TASK TO CARRY OUT — Extract each line of the material that follows exactly and omit its pictures.

DATA SHOWN —
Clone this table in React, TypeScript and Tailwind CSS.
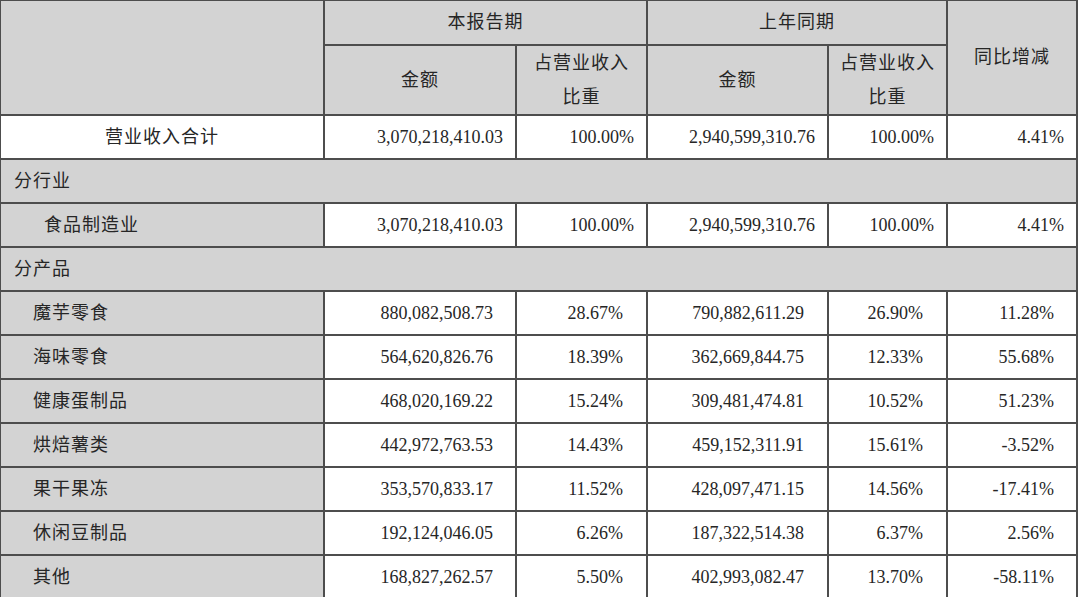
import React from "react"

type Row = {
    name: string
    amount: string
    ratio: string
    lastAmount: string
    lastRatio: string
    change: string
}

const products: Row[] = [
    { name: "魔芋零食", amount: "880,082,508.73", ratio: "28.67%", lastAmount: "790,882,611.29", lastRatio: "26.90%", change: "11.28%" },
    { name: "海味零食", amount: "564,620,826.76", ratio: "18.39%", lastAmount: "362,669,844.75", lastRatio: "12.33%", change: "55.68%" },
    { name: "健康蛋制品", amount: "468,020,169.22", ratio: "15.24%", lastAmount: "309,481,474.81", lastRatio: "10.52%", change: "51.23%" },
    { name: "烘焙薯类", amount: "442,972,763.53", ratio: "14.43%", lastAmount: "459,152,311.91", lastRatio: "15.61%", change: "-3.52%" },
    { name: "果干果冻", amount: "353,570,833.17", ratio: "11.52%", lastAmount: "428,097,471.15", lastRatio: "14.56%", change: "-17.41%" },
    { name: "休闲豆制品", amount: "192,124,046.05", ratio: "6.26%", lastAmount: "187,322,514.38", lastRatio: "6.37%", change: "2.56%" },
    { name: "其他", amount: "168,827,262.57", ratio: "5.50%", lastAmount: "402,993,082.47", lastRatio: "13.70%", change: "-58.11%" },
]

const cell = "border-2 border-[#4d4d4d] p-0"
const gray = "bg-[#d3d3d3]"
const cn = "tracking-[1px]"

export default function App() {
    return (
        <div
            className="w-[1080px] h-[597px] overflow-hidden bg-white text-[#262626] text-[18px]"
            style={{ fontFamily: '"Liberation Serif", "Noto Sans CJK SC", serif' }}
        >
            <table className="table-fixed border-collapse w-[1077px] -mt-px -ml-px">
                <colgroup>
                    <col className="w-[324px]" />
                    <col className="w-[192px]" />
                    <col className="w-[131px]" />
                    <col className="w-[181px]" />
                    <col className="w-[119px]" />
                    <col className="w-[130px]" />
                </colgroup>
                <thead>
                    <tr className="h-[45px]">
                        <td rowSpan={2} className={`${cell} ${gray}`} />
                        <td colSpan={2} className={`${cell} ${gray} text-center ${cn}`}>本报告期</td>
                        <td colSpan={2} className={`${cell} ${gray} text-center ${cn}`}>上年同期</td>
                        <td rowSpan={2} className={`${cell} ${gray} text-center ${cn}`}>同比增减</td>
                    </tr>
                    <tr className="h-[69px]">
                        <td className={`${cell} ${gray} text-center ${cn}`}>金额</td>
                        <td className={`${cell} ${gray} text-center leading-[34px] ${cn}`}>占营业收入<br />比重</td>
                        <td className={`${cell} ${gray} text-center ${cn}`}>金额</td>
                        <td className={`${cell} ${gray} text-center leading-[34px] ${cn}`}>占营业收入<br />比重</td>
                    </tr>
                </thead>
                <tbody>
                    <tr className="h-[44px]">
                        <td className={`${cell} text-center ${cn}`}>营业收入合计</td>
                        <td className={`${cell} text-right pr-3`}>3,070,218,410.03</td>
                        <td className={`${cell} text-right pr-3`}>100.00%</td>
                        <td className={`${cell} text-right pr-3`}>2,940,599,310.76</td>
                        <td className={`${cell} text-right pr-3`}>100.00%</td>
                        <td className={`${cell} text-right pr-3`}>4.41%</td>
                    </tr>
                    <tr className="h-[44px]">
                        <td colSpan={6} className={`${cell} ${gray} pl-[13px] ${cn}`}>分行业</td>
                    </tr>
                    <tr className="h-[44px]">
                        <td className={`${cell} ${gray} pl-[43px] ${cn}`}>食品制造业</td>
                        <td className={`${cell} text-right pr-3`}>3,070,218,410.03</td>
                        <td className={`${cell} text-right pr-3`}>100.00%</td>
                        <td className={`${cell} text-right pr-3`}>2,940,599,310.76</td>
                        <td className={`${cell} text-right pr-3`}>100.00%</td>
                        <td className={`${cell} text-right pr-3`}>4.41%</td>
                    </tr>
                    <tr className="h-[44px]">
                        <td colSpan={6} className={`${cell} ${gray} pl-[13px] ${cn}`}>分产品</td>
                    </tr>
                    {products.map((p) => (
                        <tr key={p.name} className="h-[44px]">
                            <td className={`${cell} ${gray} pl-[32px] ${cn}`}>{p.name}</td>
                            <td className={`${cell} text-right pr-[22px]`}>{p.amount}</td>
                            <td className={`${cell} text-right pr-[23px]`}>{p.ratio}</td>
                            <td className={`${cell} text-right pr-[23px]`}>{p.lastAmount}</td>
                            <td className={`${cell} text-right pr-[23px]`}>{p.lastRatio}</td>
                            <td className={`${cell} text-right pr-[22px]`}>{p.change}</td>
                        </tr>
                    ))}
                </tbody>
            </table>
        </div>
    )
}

TASK RESULT —
Clone this table in React, TypeScript and Tailwind CSS.
import React from "react"

type Row = {
    name: string
    amount: string
    ratio: string
    lastAmount: string
    lastRatio: string
    change: string
}

const products: Row[] = [
    { name: "魔芋零食", amount: "880,082,508.73", ratio: "28.67%", lastAmount: "790,882,611.29", lastRatio: "26.90%", change: "11.28%" },
    { name: "海味零食", amount: "564,620,826.76", ratio: "18.39%", lastAmount: "362,669,844.75", lastRatio: "12.33%", change: "55.68%" },
    { name: "健康蛋制品", amount: "468,020,169.22", ratio: "15.24%", lastAmount: "309,481,474.81", lastRatio: "10.52%", change: "51.23%" },
    { name: "烘焙薯类", amount: "442,972,763.53", ratio: "14.43%", lastAmount: "459,152,311.91", lastRatio: "15.61%", change: "-3.52%" },
    { name: "果干果冻", amount: "353,570,833.17", ratio: "11.52%", lastAmount: "428,097,471.15", lastRatio: "14.56%", change: "-17.41%" },
    { name: "休闲豆制品", amount: "192,124,046.05", ratio: "6.26%", lastAmount: "187,322,514.38", lastRatio: "6.37%", change: "2.56%" },
    { name: "其他", amount: "168,827,262.57", ratio: "5.50%", lastAmount: "402,993,082.47", lastRatio: "13.70%", change: "-58.11%" },
]

const cell = "border-2 border-[#4d4d4d] p-0"
const gray = "bg-[#d3d3d3]"
const cn = "tracking-[1px]"

export default function App() {
    return (
        <div
            className="w-[1080px] h-[597px] overflow-hidden bg-white text-[#262626] text-[18px]"
            style={{ fontFamily: '"Liberation Serif", "Noto Sans CJK SC", serif' }}
        >
            <table className="table-fixed border-collapse w-[1077px] -mt-px -ml-px">
                <colgroup>
                    <col className="w-[324px]" />
                    <col className="w-[192px]" />
                    <col className="w-[131px]" />
                    <col className="w-[181px]" />
                    <col className="w-[119px]" />
                    <col className="w-[130px]" />
                </colgroup>
                <thead>
                    <tr className="h-[45px]">
                        <td rowSpan={2} className={`${cell} ${gray}`} />
                        <td colSpan={2} className={`${cell} ${gray} text-center ${cn}`}>本报告期</td>
                        <td colSpan={2} className={`${cell} ${gray} text-center ${cn}`}>上年同期</td>
                        <td rowSpan={2} className={`${cell} ${gray} text-center ${cn}`}>同比增减</td>
                    </tr>
                    <tr className="h-[69px]">
                        <td className={`${cell} ${gray} text-center ${cn}`}>金额</td>
                        <td className={`${cell} ${gray} text-center leading-[34px] ${cn}`}>占营业收入<br />比重</td>
                        <td className={`${cell} ${gray} text-center ${cn}`}>金额</td>
                        <td className={`${cell} ${gray} text-center leading-[34px] ${cn}`}>占营业收入<br />比重</td>
                    </tr>
                </thead>
                <tbody>
                    <tr className="h-[44px]">
                        <td className={`${cell} text-center ${cn}`}>营业收入合计</td>
                        <td className={`${cell} text-right pr-3`}>3,070,218,410.03</td>
                        <td className={`${cell} text-right pr-3`}>100.00%</td>
                        <td className={`${cell} text-right pr-3`}>2,940,599,310.76</td>
                        <td className={`${cell} text-right pr-3`}>100.00%</td>
                        <td className={`${cell} text-right pr-3`}>4.41%</td>
                    </tr>
                    <tr className="h-[44px]">
                        <td colSpan={6} className={`${cell} ${gray} pl-[13px] ${cn}`}>分行业</td>
                    </tr>
                    <tr className="h-[44px]">
                        <td className={`${cell} ${gray} pl-[43px] ${cn}`}>食品制造业</td>
                        <td className={`${cell} text-right pr-3`}>3,070,218,410.03</td>
                        <td className={`${cell} text-right pr-3`}>100.00%</td>
                        <td className={`${cell} text-right pr-3`}>2,940,599,310.76</td>
                        <td className={`${cell} text-right pr-3`}>100.00%</td>
                        <td className={`${cell} text-right pr-3`}>4.41%</td>
                    </tr>
                    <tr className="h-[44px]">
                        <td colSpan={6} className={`${cell} ${gray} pl-[13px] ${cn}`}>分产品</td>
                    </tr>
                    {products.map((p) => (
                        <tr key={p.name} className="h-[44px]">
                            <td className={`${cell} ${gray} pl-[32px] ${cn}`}>{p.name}</td>
                            <td className={`${cell} text-right pr-[22px]`}>{p.amount}</td>
                            <td className={`${cell} text-right pr-[23px]`}>{p.ratio}</td>
                            <td className={`${cell} text-right pr-[23px]`}>{p.lastAmount}</td>
                            <td className={`${cell} text-right pr-[23px]`}>{p.lastRatio}</td>
                            <td className={`${cell} text-right pr-[22px]`}>{p.change}</td>
                        </tr>
                    ))}
                </tbody>
            </table>
        </div>
    )
}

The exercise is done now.